§ Supplied data:

◇ ◇ ◇ ◇

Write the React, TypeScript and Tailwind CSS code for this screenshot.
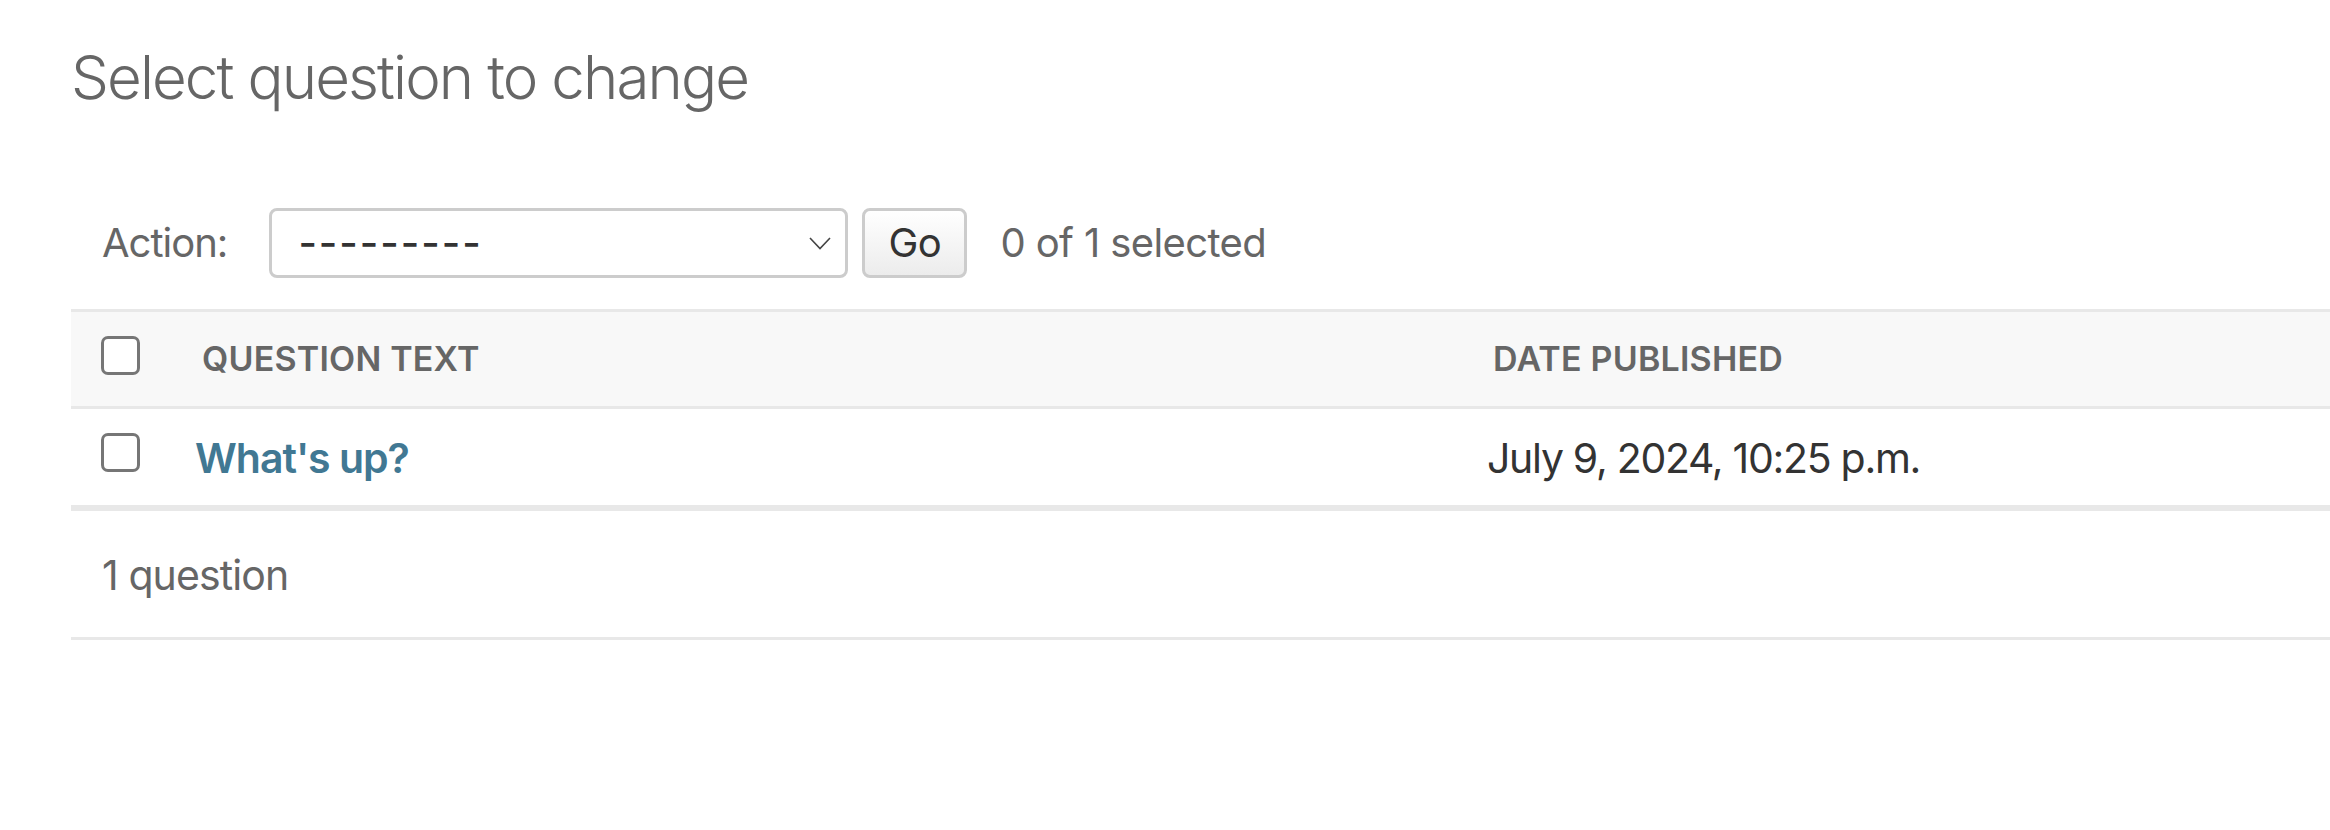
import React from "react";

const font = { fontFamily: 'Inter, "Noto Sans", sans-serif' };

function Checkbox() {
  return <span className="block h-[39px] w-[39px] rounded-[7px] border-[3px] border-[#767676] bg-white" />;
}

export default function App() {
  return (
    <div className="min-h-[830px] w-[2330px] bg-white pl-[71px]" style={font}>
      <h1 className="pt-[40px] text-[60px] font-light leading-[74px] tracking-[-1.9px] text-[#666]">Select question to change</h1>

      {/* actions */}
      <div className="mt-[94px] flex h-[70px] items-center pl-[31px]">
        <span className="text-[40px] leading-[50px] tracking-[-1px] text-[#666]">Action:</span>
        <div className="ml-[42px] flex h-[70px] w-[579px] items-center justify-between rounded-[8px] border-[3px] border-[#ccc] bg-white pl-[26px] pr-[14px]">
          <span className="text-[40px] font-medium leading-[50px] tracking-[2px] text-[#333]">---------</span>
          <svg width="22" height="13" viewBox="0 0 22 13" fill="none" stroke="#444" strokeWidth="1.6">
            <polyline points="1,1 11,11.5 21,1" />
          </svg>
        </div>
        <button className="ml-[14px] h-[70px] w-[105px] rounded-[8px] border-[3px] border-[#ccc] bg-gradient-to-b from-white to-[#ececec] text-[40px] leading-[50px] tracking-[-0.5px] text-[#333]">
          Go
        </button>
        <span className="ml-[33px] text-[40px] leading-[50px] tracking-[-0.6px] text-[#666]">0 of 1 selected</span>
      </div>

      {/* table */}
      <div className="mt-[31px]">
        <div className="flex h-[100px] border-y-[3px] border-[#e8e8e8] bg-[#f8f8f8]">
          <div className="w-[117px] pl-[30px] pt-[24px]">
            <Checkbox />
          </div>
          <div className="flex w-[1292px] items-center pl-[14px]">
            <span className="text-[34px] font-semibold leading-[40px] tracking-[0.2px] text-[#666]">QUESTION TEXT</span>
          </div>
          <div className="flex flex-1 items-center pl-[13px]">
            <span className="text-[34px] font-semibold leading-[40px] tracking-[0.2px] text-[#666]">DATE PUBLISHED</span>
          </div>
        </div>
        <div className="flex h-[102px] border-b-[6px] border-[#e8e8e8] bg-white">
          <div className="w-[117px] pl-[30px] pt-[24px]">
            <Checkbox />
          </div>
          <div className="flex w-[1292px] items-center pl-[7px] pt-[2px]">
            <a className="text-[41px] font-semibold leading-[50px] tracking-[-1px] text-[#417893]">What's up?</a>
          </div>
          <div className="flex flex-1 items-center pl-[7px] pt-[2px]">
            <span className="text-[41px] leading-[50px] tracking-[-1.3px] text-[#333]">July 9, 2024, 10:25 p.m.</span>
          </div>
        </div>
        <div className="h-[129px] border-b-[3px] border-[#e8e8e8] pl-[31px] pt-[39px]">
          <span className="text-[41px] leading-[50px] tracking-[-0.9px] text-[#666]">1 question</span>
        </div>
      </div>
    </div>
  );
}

◇ ◇ ◇ ◇

Take the listing and print it again exactly, but without any pictures.

§ Solution to the exercise:
Write the React, TypeScript and Tailwind CSS code for this screenshot.
import React from "react";

const font = { fontFamily: 'Inter, "Noto Sans", sans-serif' };

function Checkbox() {
  return <span className="block h-[39px] w-[39px] rounded-[7px] border-[3px] border-[#767676] bg-white" />;
}

export default function App() {
  return (
    <div className="min-h-[830px] w-[2330px] bg-white pl-[71px]" style={font}>
      <h1 className="pt-[40px] text-[60px] font-light leading-[74px] tracking-[-1.9px] text-[#666]">Select question to change</h1>

      {/* actions */}
      <div className="mt-[94px] flex h-[70px] items-center pl-[31px]">
        <span className="text-[40px] leading-[50px] tracking-[-1px] text-[#666]">Action:</span>
        <div className="ml-[42px] flex h-[70px] w-[579px] items-center justify-between rounded-[8px] border-[3px] border-[#ccc] bg-white pl-[26px] pr-[14px]">
          <span className="text-[40px] font-medium leading-[50px] tracking-[2px] text-[#333]">---------</span>
          <svg width="22" height="13" viewBox="0 0 22 13" fill="none" stroke="#444" strokeWidth="1.6">
            <polyline points="1,1 11,11.5 21,1" />
          </svg>
        </div>
        <button className="ml-[14px] h-[70px] w-[105px] rounded-[8px] border-[3px] border-[#ccc] bg-gradient-to-b from-white to-[#ececec] text-[40px] leading-[50px] tracking-[-0.5px] text-[#333]">
          Go
        </button>
        <span className="ml-[33px] text-[40px] leading-[50px] tracking-[-0.6px] text-[#666]">0 of 1 selected</span>
      </div>

      {/* table */}
      <div className="mt-[31px]">
        <div className="flex h-[100px] border-y-[3px] border-[#e8e8e8] bg-[#f8f8f8]">
          <div className="w-[117px] pl-[30px] pt-[24px]">
            <Checkbox />
          </div>
          <div className="flex w-[1292px] items-center pl-[14px]">
            <span className="text-[34px] font-semibold leading-[40px] tracking-[0.2px] text-[#666]">QUESTION TEXT</span>
          </div>
          <div className="flex flex-1 items-center pl-[13px]">
            <span className="text-[34px] font-semibold leading-[40px] tracking-[0.2px] text-[#666]">DATE PUBLISHED</span>
          </div>
        </div>
        <div className="flex h-[102px] border-b-[6px] border-[#e8e8e8] bg-white">
          <div className="w-[117px] pl-[30px] pt-[24px]">
            <Checkbox />
          </div>
          <div className="flex w-[1292px] items-center pl-[7px] pt-[2px]">
            <a className="text-[41px] font-semibold leading-[50px] tracking-[-1px] text-[#417893]">What's up?</a>
          </div>
          <div className="flex flex-1 items-center pl-[7px] pt-[2px]">
            <span className="text-[41px] leading-[50px] tracking-[-1.3px] text-[#333]">July 9, 2024, 10:25 p.m.</span>
          </div>
        </div>
        <div className="h-[129px] border-b-[3px] border-[#e8e8e8] pl-[31px] pt-[39px]">
          <span className="text-[41px] leading-[50px] tracking-[-0.9px] text-[#666]">1 question</span>
        </div>
      </div>
    </div>
  );
}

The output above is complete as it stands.